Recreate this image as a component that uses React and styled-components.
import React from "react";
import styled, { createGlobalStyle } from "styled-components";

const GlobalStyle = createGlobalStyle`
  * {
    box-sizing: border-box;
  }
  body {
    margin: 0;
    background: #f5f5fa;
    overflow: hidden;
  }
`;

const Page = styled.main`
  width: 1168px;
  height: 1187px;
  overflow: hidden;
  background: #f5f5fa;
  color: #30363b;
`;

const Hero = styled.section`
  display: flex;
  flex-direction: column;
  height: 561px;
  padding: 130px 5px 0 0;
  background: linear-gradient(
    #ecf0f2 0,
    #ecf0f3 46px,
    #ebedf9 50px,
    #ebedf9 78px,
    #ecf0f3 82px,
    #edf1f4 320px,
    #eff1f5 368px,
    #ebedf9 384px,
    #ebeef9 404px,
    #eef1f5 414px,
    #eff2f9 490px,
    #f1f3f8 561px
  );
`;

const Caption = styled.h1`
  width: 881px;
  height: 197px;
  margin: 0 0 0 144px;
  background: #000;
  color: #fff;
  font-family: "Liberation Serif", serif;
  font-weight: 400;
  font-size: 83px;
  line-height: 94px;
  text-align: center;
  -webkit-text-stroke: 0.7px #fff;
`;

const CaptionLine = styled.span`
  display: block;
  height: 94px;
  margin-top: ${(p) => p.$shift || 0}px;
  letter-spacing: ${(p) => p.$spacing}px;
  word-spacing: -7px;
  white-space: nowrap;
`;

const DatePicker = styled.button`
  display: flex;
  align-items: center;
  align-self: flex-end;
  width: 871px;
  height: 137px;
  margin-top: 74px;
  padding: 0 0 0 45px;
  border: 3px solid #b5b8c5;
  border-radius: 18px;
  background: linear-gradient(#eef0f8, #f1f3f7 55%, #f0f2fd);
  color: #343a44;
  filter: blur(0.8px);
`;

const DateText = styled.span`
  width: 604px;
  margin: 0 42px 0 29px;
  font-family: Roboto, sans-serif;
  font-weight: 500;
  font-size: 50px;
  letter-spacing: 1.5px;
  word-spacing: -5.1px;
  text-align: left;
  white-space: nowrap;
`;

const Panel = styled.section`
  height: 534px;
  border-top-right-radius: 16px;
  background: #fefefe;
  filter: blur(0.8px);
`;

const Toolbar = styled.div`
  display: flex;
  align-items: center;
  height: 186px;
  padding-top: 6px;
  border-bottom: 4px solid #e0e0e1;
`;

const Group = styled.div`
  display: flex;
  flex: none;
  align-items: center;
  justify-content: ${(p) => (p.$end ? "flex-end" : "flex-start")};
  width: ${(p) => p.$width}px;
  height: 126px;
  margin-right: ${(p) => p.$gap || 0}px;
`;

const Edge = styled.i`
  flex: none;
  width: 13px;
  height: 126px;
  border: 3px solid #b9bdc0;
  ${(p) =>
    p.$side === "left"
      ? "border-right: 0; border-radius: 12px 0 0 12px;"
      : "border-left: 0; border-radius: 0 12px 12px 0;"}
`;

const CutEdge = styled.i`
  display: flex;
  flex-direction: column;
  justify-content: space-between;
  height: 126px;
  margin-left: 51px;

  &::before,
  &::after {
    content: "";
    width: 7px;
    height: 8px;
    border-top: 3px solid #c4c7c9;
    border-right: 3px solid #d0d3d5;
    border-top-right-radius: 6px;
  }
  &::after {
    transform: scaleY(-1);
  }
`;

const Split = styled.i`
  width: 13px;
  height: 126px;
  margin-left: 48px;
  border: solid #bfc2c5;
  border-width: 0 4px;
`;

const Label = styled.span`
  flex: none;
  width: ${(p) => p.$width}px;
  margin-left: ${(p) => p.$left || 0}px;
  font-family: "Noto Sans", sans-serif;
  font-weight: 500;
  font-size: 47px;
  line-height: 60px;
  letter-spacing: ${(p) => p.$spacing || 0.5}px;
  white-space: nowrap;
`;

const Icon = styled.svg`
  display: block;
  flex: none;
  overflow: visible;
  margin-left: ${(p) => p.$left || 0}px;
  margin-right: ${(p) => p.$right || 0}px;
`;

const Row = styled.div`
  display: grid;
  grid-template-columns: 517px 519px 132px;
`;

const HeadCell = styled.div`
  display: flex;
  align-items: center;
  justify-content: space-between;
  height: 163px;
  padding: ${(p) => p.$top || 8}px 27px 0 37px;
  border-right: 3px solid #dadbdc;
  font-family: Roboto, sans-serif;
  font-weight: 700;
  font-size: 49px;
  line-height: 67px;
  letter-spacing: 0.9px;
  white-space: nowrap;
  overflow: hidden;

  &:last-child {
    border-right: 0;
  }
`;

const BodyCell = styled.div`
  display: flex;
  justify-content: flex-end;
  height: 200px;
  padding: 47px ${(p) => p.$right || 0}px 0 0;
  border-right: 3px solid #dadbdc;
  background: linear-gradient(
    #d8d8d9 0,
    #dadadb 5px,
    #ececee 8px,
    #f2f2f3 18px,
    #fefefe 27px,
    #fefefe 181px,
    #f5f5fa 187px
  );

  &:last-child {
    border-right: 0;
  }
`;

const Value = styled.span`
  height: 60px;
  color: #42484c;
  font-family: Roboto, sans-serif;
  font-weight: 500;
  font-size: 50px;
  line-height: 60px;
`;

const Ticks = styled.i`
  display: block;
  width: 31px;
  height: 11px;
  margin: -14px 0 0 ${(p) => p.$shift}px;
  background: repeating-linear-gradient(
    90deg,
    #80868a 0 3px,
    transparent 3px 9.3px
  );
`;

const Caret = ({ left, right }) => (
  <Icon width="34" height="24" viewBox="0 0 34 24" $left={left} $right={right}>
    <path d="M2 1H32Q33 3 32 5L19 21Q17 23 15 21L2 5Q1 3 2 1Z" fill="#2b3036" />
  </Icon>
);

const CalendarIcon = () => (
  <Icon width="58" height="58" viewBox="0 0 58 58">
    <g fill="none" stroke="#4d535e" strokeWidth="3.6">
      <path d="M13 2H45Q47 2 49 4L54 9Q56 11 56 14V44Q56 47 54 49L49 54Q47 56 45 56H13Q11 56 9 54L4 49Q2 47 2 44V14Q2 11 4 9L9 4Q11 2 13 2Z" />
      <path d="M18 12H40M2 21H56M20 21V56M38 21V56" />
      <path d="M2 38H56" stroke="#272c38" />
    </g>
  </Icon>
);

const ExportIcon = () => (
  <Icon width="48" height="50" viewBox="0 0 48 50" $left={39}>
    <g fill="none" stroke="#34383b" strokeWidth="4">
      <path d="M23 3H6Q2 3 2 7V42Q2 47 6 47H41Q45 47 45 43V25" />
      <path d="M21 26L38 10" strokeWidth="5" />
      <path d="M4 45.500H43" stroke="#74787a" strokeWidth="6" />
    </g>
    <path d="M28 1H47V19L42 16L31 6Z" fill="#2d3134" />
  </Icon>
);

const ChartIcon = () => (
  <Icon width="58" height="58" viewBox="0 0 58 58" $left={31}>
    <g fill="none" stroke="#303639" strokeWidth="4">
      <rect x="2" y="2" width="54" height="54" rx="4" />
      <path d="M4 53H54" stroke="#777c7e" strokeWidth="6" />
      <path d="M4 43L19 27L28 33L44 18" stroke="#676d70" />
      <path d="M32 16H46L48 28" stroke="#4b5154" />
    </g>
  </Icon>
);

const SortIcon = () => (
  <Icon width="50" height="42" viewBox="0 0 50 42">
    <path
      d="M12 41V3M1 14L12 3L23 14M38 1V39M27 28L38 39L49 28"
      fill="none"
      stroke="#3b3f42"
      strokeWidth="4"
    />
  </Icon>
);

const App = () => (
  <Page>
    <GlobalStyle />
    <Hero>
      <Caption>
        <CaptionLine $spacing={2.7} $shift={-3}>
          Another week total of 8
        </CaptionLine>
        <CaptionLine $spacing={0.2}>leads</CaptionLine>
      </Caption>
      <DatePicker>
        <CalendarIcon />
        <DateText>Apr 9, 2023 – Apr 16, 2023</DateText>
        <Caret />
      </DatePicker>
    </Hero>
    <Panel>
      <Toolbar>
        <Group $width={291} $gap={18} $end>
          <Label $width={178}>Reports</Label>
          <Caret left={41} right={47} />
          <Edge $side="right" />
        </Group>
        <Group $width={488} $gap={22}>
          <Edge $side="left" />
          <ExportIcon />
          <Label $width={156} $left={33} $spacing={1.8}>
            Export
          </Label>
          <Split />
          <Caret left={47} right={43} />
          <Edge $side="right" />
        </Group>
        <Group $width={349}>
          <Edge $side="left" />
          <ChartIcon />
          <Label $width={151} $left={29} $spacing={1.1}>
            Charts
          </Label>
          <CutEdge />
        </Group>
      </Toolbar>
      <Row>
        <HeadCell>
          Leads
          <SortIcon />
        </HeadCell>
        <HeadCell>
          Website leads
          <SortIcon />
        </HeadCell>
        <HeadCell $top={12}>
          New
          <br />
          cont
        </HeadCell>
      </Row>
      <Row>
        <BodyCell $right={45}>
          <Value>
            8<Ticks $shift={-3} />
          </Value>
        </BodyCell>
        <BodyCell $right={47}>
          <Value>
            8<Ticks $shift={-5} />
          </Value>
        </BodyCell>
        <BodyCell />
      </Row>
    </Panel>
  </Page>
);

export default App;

+---+

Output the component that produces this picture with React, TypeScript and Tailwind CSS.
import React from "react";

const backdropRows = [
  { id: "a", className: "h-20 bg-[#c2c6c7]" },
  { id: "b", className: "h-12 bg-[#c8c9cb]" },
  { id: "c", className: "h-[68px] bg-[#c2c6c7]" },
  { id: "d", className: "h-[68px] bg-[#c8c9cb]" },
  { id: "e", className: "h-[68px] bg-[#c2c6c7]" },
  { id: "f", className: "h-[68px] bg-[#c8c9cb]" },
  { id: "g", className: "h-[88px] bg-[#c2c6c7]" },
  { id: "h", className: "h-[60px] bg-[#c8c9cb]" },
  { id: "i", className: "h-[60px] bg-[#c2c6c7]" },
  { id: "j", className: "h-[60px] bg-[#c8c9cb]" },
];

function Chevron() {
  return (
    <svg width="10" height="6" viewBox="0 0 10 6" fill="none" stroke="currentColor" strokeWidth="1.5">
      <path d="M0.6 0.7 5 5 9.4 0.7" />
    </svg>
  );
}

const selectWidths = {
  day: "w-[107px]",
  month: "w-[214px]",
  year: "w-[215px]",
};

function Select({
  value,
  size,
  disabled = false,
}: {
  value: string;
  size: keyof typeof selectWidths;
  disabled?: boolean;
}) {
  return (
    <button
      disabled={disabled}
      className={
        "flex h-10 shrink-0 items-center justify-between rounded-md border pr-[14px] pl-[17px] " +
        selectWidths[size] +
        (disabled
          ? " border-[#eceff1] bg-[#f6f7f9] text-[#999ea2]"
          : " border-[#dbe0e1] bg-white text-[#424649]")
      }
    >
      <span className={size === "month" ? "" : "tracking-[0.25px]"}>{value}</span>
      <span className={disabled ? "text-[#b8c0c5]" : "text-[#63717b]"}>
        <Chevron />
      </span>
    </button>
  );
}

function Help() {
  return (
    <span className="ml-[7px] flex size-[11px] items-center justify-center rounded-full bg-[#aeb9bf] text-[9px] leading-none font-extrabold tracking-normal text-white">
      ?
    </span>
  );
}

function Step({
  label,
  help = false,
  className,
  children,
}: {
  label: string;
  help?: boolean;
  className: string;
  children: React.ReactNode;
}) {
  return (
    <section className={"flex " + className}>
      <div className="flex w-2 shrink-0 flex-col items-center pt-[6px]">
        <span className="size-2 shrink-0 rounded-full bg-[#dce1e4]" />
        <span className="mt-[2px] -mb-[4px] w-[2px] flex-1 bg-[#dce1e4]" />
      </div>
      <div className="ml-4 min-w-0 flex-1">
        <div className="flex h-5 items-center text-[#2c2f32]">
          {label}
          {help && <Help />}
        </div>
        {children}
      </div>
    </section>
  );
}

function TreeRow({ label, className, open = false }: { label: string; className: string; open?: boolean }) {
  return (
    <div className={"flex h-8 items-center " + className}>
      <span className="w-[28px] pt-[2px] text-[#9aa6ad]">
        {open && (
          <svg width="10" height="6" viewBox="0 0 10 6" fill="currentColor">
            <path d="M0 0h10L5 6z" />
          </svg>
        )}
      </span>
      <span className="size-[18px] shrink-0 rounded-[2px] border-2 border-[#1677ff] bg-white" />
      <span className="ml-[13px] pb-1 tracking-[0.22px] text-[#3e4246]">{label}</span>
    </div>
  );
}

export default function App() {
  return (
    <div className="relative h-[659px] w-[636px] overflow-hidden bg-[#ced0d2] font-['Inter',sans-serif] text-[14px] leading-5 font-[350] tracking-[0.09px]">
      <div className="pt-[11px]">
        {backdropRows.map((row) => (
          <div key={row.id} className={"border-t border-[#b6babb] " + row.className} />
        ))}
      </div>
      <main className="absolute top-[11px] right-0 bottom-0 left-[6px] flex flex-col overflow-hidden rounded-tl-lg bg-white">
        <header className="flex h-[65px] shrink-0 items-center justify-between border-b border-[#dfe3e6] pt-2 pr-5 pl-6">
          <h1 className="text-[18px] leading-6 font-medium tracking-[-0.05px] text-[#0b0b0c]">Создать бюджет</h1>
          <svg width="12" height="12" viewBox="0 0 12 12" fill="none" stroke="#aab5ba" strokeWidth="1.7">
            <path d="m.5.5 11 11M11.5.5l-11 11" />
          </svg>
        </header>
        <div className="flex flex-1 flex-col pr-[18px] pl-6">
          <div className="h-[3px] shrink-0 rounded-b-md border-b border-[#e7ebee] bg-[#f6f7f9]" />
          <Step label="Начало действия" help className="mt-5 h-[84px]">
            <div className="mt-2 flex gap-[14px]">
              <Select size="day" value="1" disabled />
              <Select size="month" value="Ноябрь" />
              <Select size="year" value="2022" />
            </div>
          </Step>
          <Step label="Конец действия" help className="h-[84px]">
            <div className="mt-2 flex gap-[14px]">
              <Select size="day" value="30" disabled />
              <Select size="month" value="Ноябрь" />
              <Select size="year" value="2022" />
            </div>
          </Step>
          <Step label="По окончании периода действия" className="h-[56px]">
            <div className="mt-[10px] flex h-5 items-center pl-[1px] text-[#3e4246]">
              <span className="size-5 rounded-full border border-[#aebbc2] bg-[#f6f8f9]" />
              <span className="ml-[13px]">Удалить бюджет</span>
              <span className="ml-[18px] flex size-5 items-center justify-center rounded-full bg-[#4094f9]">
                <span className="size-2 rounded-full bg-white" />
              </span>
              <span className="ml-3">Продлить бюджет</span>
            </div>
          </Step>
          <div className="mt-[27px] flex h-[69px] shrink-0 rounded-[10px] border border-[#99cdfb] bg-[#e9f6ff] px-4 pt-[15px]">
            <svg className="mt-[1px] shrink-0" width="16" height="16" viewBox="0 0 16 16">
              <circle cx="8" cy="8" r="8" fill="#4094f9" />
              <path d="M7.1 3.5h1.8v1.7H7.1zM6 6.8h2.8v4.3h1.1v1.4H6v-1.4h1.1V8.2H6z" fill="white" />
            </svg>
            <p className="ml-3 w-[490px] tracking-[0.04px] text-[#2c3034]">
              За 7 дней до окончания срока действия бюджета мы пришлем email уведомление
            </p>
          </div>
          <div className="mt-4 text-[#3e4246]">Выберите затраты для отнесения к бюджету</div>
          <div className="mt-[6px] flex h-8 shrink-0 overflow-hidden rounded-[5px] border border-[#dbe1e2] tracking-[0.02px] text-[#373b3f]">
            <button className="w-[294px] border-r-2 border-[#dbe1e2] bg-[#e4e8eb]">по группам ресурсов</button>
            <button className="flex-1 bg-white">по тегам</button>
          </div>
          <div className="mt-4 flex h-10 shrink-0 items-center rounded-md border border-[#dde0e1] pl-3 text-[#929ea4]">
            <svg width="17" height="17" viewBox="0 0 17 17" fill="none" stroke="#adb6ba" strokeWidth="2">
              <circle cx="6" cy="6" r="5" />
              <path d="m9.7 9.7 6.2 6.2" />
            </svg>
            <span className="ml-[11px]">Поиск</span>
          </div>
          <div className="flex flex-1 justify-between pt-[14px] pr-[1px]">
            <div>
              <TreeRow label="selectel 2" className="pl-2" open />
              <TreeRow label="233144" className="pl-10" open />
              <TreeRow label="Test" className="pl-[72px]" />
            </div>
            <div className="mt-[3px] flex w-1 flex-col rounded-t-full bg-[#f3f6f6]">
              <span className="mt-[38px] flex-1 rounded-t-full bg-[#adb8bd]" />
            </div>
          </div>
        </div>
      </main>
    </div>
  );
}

+---+

Read the entries and select each line where the word "React" is found.

Recreate this image as a component that uses React and styled-components.
import React from "react";
Output the component that produces this picture with React, TypeScript and Tailwind CSS.
import React from "react";
  children: React.ReactNode;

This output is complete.